Direction —
Only lines with the string "this" matter here; gather them from the material below.

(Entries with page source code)
--- Start ---

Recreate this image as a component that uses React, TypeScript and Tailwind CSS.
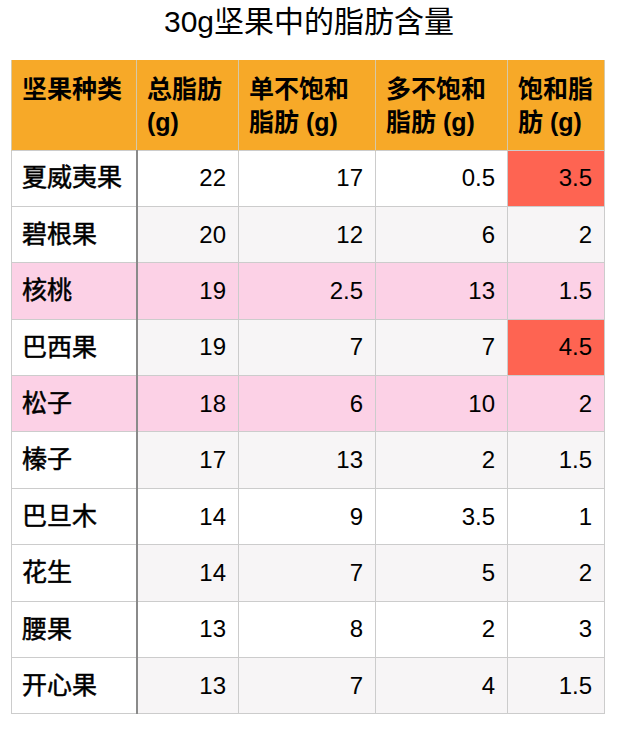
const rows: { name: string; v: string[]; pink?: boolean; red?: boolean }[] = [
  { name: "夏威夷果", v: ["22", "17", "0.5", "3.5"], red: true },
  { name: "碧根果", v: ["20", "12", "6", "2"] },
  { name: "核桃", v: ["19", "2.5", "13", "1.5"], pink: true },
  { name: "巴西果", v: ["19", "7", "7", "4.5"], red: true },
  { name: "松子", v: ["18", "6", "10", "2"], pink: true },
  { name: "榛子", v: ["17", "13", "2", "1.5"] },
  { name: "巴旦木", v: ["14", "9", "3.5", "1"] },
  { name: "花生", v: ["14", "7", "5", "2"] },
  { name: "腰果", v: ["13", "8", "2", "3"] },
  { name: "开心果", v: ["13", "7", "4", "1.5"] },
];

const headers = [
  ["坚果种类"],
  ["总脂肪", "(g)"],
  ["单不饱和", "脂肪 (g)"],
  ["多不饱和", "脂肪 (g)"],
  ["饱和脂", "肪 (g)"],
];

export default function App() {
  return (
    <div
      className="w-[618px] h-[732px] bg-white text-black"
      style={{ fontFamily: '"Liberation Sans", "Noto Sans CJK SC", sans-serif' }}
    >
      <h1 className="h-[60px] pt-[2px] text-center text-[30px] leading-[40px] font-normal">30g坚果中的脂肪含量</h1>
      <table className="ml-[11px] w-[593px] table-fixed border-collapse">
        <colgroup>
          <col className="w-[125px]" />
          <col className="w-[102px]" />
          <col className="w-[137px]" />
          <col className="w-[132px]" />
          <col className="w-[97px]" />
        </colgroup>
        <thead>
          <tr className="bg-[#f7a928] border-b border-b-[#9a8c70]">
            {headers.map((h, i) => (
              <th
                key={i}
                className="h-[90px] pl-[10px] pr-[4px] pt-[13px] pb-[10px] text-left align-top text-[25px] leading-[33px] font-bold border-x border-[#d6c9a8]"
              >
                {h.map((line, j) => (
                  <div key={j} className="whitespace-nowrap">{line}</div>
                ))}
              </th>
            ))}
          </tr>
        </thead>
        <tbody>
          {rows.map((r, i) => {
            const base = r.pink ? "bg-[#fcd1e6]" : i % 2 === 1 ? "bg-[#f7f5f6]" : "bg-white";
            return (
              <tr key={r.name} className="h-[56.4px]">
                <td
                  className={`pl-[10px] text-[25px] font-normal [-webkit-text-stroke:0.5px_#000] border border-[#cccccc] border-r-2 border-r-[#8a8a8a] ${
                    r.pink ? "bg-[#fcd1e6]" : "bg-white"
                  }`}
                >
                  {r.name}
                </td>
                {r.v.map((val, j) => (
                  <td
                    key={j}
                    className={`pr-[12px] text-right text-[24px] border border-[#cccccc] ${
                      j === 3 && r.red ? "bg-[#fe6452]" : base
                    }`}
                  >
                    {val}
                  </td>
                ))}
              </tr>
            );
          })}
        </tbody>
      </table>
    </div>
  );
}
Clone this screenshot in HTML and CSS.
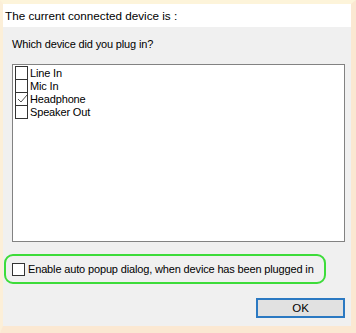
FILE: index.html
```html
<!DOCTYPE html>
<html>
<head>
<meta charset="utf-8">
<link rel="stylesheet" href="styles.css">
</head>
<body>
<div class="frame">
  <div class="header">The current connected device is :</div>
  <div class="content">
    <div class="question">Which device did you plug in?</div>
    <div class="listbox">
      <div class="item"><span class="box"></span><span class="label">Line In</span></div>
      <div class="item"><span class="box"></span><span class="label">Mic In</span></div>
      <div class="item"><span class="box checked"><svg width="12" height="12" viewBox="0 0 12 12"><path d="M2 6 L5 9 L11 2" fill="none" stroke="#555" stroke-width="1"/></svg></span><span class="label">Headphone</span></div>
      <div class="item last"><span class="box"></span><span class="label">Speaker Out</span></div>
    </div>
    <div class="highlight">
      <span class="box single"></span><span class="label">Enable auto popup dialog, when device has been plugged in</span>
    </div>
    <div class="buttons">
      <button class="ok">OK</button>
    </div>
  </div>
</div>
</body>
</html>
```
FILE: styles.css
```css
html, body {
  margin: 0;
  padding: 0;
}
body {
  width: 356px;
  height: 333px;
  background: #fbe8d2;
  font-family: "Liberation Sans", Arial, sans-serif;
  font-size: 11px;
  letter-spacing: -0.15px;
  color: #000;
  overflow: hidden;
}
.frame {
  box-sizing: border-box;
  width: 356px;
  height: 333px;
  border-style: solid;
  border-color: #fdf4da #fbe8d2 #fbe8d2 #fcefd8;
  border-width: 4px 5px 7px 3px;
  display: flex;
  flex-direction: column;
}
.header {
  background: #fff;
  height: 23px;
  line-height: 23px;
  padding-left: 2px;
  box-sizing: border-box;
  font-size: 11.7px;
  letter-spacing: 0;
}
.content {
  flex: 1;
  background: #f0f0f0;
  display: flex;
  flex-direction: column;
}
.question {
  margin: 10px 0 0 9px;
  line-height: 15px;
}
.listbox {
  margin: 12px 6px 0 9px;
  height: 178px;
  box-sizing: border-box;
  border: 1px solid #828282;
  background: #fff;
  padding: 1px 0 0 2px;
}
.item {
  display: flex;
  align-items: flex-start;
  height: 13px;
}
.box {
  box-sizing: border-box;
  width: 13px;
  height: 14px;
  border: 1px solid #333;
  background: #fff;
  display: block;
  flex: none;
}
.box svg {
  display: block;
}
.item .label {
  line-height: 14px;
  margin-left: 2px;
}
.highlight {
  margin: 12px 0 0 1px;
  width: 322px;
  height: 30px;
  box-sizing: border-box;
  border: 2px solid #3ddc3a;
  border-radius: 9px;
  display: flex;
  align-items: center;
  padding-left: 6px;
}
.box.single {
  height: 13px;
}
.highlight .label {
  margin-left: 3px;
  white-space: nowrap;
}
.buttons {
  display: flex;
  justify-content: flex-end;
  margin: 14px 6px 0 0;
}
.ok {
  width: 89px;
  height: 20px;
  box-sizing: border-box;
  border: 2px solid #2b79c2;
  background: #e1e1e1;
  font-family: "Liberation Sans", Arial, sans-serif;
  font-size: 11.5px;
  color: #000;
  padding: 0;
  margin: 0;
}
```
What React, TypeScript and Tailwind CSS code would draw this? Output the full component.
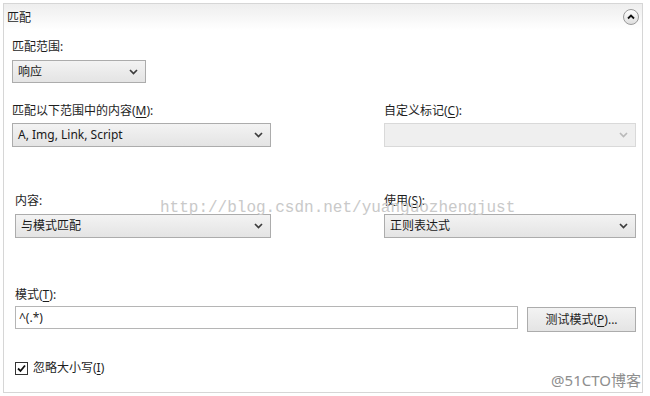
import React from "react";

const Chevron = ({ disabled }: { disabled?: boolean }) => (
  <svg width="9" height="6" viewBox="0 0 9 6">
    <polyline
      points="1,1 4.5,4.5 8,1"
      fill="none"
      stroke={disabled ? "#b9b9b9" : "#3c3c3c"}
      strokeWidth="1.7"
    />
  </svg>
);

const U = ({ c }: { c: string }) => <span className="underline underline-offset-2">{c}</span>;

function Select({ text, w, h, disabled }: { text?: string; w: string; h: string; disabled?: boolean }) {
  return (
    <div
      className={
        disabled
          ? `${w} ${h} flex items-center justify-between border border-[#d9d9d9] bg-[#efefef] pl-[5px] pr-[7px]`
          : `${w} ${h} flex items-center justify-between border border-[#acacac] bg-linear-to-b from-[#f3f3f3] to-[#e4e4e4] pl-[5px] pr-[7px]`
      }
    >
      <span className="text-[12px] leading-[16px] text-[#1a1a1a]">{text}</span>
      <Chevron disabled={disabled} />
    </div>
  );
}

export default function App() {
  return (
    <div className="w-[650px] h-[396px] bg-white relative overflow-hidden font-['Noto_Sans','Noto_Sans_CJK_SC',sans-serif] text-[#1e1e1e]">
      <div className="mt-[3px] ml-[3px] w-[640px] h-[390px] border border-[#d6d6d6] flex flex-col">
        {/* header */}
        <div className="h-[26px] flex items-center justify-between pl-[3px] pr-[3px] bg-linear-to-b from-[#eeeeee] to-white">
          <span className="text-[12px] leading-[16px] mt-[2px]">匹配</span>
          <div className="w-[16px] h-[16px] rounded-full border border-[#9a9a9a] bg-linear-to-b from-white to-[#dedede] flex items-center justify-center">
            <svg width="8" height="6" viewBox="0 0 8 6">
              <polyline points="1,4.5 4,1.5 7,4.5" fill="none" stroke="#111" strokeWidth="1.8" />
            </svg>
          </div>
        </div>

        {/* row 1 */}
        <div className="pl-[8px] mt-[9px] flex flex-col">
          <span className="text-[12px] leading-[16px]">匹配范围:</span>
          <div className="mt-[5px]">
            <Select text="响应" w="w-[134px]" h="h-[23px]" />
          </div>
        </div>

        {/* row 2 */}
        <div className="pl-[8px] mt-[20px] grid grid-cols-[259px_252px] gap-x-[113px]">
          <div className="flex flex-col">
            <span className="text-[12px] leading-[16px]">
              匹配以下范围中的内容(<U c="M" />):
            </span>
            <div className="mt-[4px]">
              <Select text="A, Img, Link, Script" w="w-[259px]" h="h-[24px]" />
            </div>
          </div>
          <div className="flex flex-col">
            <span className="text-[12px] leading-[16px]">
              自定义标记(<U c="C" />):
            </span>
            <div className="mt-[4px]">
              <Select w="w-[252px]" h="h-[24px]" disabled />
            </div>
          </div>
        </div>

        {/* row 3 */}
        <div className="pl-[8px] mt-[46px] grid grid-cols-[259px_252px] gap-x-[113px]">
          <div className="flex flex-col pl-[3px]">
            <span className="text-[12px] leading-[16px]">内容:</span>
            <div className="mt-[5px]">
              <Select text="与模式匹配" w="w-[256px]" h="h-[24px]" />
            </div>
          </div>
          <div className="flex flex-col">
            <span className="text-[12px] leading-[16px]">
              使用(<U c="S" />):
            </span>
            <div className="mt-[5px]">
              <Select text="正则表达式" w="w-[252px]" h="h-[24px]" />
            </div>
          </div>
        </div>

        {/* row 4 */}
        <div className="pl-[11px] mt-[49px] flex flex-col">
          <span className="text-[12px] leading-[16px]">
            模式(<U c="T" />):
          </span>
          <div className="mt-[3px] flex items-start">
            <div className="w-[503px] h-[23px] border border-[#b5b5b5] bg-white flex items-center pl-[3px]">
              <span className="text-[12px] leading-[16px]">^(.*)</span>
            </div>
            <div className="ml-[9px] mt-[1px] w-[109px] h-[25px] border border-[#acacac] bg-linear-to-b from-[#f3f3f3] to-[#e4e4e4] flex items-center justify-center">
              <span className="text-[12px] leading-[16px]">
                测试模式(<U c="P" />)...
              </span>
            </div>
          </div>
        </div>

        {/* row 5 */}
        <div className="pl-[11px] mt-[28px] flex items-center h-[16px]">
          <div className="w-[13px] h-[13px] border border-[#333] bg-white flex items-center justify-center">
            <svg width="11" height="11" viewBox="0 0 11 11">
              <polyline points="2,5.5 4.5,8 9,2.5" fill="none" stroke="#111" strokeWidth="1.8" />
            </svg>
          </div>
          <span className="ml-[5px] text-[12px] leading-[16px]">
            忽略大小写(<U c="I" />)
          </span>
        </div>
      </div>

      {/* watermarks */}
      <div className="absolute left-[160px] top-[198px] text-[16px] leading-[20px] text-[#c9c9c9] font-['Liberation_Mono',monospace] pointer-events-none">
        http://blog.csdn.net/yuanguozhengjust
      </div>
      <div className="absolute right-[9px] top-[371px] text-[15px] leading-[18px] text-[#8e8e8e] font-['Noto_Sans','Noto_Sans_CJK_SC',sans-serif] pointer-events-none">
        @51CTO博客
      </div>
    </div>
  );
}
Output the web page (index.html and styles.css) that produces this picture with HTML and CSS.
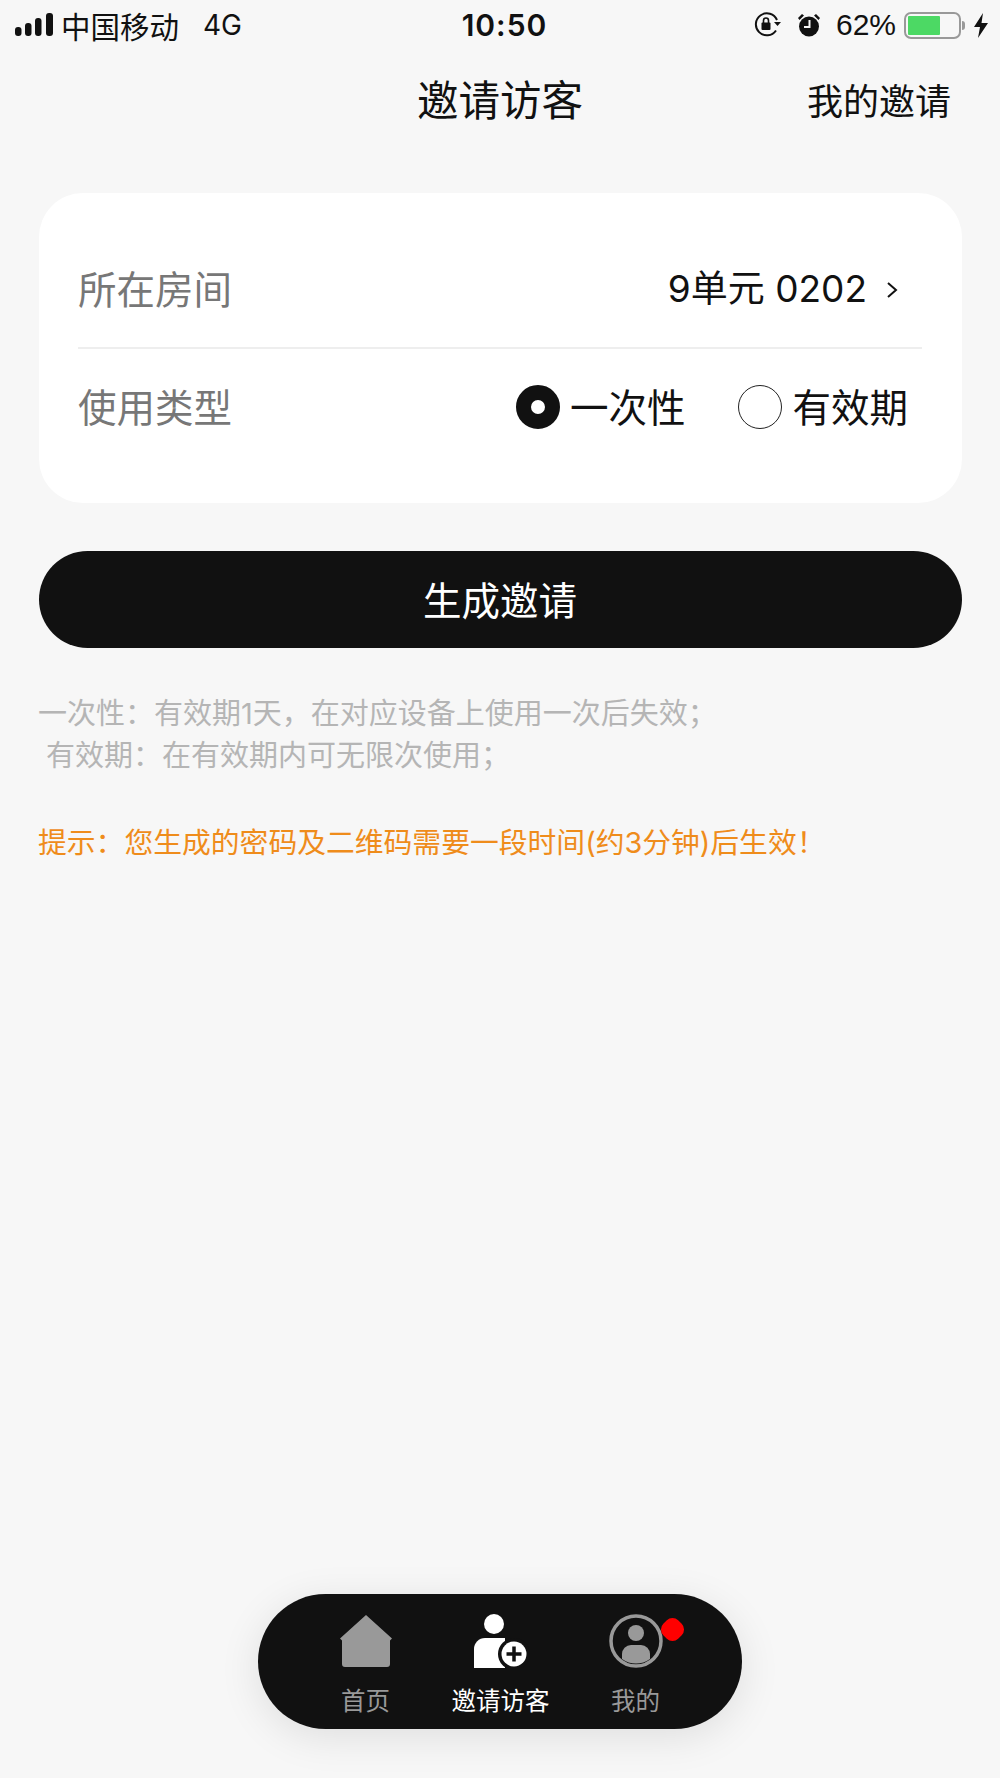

--- End ---

Task answer —
Recreate this image as a component that uses React, TypeScript and Tailwind CSS.
Clone this screenshot in HTML and CSS.
What React, TypeScript and Tailwind CSS code would draw this? Output the full component.
Output the web page (index.html and styles.css) that produces this picture with HTML and CSS.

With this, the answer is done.